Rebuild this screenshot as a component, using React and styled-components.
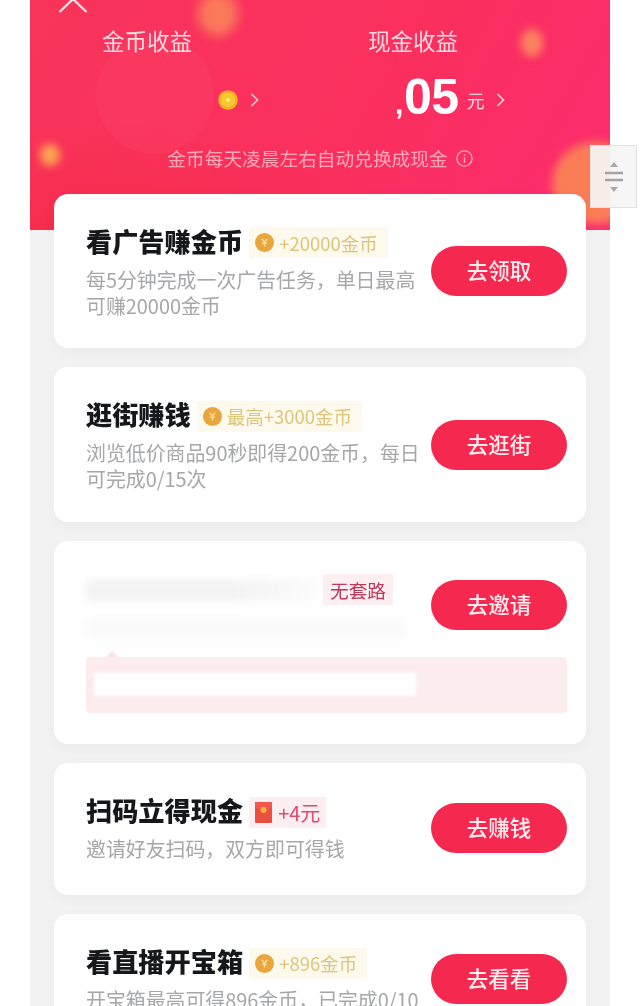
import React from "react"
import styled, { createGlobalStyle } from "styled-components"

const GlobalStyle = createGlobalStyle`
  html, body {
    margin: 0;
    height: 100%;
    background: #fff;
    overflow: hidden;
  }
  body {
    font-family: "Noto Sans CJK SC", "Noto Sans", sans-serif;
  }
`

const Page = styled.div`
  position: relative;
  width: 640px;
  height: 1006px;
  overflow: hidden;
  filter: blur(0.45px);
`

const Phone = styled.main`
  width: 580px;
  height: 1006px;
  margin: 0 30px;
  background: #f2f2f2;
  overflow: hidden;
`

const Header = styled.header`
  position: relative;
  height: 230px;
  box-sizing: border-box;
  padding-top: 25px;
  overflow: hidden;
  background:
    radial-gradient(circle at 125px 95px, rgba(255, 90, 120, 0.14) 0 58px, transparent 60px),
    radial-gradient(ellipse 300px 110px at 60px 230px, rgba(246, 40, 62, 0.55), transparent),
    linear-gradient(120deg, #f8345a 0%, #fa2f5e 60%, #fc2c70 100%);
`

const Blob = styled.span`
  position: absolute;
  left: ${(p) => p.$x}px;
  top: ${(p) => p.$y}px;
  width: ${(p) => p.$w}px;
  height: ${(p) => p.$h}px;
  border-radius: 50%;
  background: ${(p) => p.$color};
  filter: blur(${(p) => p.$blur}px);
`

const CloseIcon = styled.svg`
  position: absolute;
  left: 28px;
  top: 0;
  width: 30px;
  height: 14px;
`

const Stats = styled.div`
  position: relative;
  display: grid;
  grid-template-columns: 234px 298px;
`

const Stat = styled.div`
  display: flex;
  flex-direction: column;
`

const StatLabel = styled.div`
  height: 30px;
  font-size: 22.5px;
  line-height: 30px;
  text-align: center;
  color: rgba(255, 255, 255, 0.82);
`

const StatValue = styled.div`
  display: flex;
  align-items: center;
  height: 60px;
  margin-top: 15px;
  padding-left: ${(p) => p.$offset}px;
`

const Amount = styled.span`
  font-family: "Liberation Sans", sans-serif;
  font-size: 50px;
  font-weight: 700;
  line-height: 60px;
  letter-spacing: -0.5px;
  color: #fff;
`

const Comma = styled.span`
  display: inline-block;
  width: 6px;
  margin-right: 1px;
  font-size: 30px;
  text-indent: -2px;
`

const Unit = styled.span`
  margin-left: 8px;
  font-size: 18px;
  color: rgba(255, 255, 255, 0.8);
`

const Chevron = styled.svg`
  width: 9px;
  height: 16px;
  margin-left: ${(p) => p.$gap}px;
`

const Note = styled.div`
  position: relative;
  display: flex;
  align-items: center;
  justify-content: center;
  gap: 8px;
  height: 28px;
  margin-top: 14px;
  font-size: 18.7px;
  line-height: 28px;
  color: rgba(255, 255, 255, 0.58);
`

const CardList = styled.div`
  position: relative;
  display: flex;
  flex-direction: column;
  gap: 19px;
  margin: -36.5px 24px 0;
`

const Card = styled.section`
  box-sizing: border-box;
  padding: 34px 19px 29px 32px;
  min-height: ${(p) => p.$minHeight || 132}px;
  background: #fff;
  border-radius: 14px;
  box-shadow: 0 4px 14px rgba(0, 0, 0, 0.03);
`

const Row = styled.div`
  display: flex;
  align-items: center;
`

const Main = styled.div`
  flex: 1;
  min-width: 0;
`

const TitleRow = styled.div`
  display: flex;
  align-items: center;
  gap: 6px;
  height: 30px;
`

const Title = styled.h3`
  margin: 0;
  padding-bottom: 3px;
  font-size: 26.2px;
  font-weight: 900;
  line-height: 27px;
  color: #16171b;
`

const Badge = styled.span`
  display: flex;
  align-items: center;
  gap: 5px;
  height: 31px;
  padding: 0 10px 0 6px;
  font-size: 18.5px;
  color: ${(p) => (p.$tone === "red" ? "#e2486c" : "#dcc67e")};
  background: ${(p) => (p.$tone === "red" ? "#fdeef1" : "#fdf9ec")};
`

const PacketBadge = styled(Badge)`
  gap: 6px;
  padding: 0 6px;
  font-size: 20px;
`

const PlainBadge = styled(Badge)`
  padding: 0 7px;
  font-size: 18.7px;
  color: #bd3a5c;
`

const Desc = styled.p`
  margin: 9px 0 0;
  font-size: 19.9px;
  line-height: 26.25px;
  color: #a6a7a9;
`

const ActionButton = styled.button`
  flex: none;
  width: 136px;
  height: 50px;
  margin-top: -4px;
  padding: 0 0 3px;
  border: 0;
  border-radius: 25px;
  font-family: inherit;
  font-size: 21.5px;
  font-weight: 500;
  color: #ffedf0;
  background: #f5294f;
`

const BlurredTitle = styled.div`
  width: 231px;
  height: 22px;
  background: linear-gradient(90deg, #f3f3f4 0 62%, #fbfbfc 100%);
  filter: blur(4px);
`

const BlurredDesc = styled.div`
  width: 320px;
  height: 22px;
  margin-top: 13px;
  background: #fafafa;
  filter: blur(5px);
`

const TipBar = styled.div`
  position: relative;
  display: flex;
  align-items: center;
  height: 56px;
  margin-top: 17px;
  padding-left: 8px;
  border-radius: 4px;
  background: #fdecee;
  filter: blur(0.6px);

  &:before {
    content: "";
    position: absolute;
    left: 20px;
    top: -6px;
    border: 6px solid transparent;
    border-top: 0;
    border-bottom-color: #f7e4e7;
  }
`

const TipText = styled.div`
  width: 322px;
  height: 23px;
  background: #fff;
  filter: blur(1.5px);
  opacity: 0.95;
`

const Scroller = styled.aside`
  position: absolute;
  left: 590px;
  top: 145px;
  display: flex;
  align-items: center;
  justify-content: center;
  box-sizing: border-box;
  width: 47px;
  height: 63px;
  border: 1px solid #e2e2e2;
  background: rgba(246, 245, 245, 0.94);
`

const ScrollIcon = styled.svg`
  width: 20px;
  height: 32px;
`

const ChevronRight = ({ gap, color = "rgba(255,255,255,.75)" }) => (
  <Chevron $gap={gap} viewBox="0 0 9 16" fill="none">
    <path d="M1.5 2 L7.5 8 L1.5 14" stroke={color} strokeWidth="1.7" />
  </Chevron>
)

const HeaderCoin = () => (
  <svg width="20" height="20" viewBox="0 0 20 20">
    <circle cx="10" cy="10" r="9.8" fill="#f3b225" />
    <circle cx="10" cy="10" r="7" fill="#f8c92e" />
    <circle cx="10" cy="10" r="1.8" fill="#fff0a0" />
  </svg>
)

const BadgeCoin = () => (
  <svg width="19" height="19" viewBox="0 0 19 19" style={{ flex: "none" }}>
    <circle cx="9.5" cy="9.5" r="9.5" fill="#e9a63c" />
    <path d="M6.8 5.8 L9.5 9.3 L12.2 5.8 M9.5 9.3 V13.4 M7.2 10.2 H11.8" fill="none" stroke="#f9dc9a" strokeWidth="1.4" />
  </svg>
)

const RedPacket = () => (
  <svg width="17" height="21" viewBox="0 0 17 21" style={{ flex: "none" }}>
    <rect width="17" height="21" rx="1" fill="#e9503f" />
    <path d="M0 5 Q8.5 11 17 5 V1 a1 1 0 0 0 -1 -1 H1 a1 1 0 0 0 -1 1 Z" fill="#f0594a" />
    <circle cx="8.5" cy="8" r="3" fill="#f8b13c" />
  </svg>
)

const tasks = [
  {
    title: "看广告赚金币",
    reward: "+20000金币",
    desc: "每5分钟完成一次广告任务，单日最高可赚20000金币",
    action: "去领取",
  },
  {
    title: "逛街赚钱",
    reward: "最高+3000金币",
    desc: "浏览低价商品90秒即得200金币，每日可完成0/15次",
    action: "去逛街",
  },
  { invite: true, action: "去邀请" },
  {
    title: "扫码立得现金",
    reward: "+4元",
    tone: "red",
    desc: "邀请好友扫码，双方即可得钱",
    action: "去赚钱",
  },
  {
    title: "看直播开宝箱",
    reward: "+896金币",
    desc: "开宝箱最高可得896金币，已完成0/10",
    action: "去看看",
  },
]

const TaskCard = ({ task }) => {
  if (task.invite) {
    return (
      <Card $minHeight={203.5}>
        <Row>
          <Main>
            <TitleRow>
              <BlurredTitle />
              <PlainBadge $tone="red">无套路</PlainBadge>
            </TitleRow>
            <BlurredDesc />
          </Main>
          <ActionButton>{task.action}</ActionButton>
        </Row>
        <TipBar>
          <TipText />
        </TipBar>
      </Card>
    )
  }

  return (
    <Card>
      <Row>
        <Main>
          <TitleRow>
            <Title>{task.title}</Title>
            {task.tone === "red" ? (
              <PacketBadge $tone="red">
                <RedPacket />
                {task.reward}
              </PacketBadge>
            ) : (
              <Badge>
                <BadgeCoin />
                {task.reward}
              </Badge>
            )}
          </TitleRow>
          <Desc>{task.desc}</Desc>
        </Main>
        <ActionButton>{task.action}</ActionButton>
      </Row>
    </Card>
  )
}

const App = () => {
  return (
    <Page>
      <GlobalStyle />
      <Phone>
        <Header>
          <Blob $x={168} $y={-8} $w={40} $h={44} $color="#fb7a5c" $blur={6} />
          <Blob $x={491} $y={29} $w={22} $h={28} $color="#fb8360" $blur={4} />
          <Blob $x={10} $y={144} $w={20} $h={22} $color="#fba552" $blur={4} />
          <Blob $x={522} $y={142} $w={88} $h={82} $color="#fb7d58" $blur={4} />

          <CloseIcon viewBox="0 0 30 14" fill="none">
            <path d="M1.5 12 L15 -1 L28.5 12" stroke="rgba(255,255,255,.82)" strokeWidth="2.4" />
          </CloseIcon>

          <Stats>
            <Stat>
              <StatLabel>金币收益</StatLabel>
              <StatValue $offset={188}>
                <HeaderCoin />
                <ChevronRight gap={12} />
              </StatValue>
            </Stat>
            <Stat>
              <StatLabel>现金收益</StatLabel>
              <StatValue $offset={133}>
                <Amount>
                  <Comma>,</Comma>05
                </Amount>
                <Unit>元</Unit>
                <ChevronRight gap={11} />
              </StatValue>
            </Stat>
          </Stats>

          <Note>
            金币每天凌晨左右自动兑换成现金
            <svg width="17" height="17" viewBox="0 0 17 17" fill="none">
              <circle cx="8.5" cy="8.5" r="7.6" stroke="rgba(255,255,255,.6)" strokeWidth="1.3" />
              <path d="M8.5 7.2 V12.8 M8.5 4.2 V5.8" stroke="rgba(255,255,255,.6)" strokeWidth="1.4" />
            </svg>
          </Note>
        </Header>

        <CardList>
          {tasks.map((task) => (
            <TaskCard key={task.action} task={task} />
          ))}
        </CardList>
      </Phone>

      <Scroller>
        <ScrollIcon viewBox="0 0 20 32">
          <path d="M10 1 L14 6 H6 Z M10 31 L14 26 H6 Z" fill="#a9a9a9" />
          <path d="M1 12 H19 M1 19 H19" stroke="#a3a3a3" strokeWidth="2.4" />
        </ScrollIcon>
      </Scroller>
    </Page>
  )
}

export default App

....

:: TASK TO CARRY OUT ::
Search the data above for lines holding "React" and copy each of them.

:: WRITTEN SOLUTION ::
Rebuild this screenshot as a component, using React and styled-components.
import React from "react"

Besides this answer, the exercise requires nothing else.